The Las Vegas, NV-based gas distribution company’s request “is another last-minute desperate attempt to delay the proceedings by misrepresentation and omission of the facts,” contend Indicated Shippers, which included Aera Energy LLC, BP America Production, BP Energy Co, Burlington Resources Oil & Gas, Conoco Inc., Coral Energy Resources and Texaco Inc. Southwest Gas, one of the largest FR shippers on El Paso’s system, serves customers in Arizona, Nevada and parts of California.

In its Aug. 14 plea, Southwest Gas said it hasn’t been able to make arrangements for its winter gas supply because of the uncertainty over capacity allocation on the El Paso system, and it claimed that producers would be able to extract monopoly prices from Southwest and other FR shippers for their winter supply because of this uncertainty, Indicated Shippers noted.

Southwest “alleges that monopoly power has been transferred from El Paso to the Indicated Shippers. This claim is absurd on its face,” the producer-marketer group told FERC [RP00-336-02]. The claim is “even more ridiculous” for producers in the San Juan Basin, who over the past years have sold natural gas at a “considerable discount” to the Henry Hub index, it noted.

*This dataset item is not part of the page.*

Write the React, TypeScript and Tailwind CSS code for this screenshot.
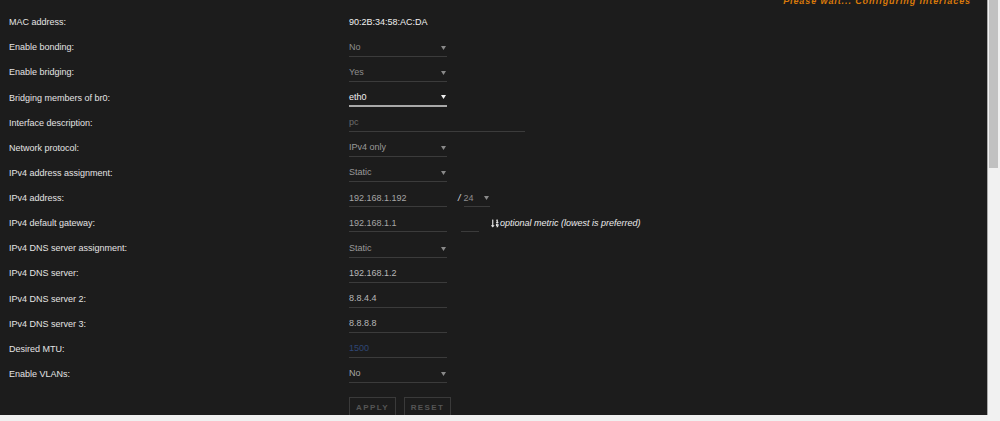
import type { ReactNode } from 'react'
import { FaSortNumericDown } from 'react-icons/fa'

function Caret({ light }: { light?: boolean }) {
  return (
    <svg width="5" height="4" viewBox="0 0 5 4" className="mr-[1px] shrink-0">
      <polygon points="0,0 5,0 2.5,4" fill={light ? '#f0f0f0' : '#8a8a8a'} />
    </svg>
  )
}

function Select({ value, active, tone = 'text-[#8d8d8d]', width = 'w-[98px]' }: { value: string; active?: boolean; tone?: string; width?: string }) {
  return (
    <div
      className={`${width} h-[17px] flex items-center justify-between ${
        active ? 'border-b-2 border-[#a8a8a8] text-[#f2f2f2]' : `border-b border-[#3b3b3b] ${tone}`
      }`}
    >
      <span>{value}</span>
      <Caret light={active} />
    </div>
  )
}

function Field({ value, tone = 'text-[#a6a6a6]', width = 'w-[98px]' }: { value: string; tone?: string; width?: string }) {
  return (
    <div className={`${width} h-[17px] flex items-center border-b border-[#3b3b3b] ${tone}`}>
      {value}
    </div>
  )
}

const rows: { label: string; control: ReactNode }[] = [
  { label: 'MAC address:', control: <span className="text-[#f0f0f0]">90:2B:34:58:AC:DA</span> },
  { label: 'Enable bonding:', control: <Select value="No" /> },
  { label: 'Enable bridging:', control: <Select value="Yes" /> },
  { label: 'Bridging members of br0:', control: <Select value="eth0" active /> },
  { label: 'Interface description:', control: <Field value="pc" tone="text-[#6c6c6c]" width="w-[176px]" /> },
  { label: 'Network protocol:', control: <Select value="IPv4 only" tone="text-[#9a9a9a]" /> },
  { label: 'IPv4 address assignment:', control: <Select value="Static" tone="text-[#9a9a9a]" /> },
  {
    label: 'IPv4 address:',
    control: (
      <div className="flex items-center">
        <Field value="192.168.1.192" />
        <span className="ml-[11px] mr-[3px] italic text-[#e0e0e0]">/</span>
        <Select value="24" width="w-[26px]" tone="text-[#8d8d8d]" />
      </div>
    ),
  },
  {
    label: 'IPv4 default gateway:',
    control: (
      <div className="flex items-center">
        <Field value="192.168.1.1" />
        <div className="ml-[14px] w-[18px] h-[17px] border-b border-[#3b3b3b]" />
        <FaSortNumericDown className="ml-[12px] w-[8px] h-[9px] text-[#e8e8e8]" />
        <span className="ml-[1px] italic text-[#ececec]">optional metric (lowest is preferred)</span>
      </div>
    ),
  },
  { label: 'IPv4 DNS server assignment:', control: <Select value="Static" tone="text-[#9a9a9a]" /> },
  { label: 'IPv4 DNS server:', control: <Field value="192.168.1.2" tone="text-[#b8b8b8]" /> },
  { label: 'IPv4 DNS server 2:', control: <Field value="8.8.4.4" tone="text-[#b8b8b8]" /> },
  { label: 'IPv4 DNS server 3:', control: <Field value="8.8.8.8" tone="text-[#b8b8b8]" /> },
  { label: 'Desired MTU:', control: <Field value="1500" tone="text-[#2f4775]" /> },
  { label: 'Enable VLANs:', control: <Select value="No" tone="text-[#a8a8a8]" /> },
]

export default function App() {
  return (
    <div className="w-[1000px] h-[421px] flex overflow-hidden bg-[#f0f0f0] font-['Liberation_Sans',Arial,sans-serif] text-[9px]">
      <div className="flex-1 flex flex-col">
        <div className="relative h-[415px] bg-[#1c1c1c] border-r border-[#a9a9a9] overflow-hidden">
          <div className="absolute top-[-5px] right-[16px] italic font-semibold tracking-[0.9px] text-[#d9790a]">
            Please wait... Configuring interfaces
          </div>

          <div className="pt-[10.4px] pl-[9px]">
            {rows.map((row) => (
              <div key={row.label} className="h-[25.14px] flex items-center">
                <div className="w-[340px] text-[#e4e4e4]">{row.label}</div>
                {row.control}
              </div>
            ))}

            <div className="flex gap-[8px] ml-[340px] mt-[10px]">
              <button className="w-[47px] h-[22px] border border-[#3a3a3a] text-[#555555] text-[8px] font-bold tracking-[1.4px]">
                APPLY
              </button>
              <button className="w-[47px] h-[22px] border border-[#3a3a3a] text-[#555555] text-[8px] font-bold tracking-[1.4px]">
                RESET
              </button>
            </div>
          </div>
        </div>
        <div className="flex-1 bg-[#f0f0f0]" />
      </div>

      <div className="w-[12px] bg-[#f1f1f1] pl-[1px] pr-[2px]">
        <div className="h-[168px] bg-[#c1c1c1]" />
      </div>
    </div>
  )
}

“Gas producers connected to El Paso’s mainline in the Bondad region of the northern San Juan Basin have generally been forced to sell gas at a discount to the index due to oversupply of gas and gas-on-gas competition from extremely low prices in the Rockies,” Indicated Shippers said. “This demonstrates that there is actually a buyer’s market” for Southwest Gas and other shippers, the group noted.

Indicated Shippers further insisted that Southwest Gas is to blame for not making arrangements for its winter gas supply. “Even though Southwest received bids [from producers] for winter supply in July, it has not yet awarded the contracts.”

Southwest Gas and other FR shippers haven’t been able to confirm their winter supplies because “they still do not know the answer to such fundamental questions as how much capacity they will have or where they will have it” next heating season, PNM countered. “It is now the middle of August,” and existing FR shippers on El Paso are in the dark on this, it said.

“An extension of time to April 1, 2003 will allow for a resolution of the uncertainties for all parties…without causing unnecessary harm to the thousands of consumers throughout the Southwest that rely solely on natural gas delivered through the El Paso system for their heating and other human needs,” the New Mexico utility said.

Indicated Shippers, however, urged the Commission to stick to the timeline for the service conversion laid out in the May 31 order, which directed El Paso’s FR shippers to switch their transportation service to CD contracts by Nov. 1. By putting all of El Paso’s customers under the same type of service, FERC is hoping to end a years-long dispute over the disparate manner in which capacity has been allocated on the pipeline.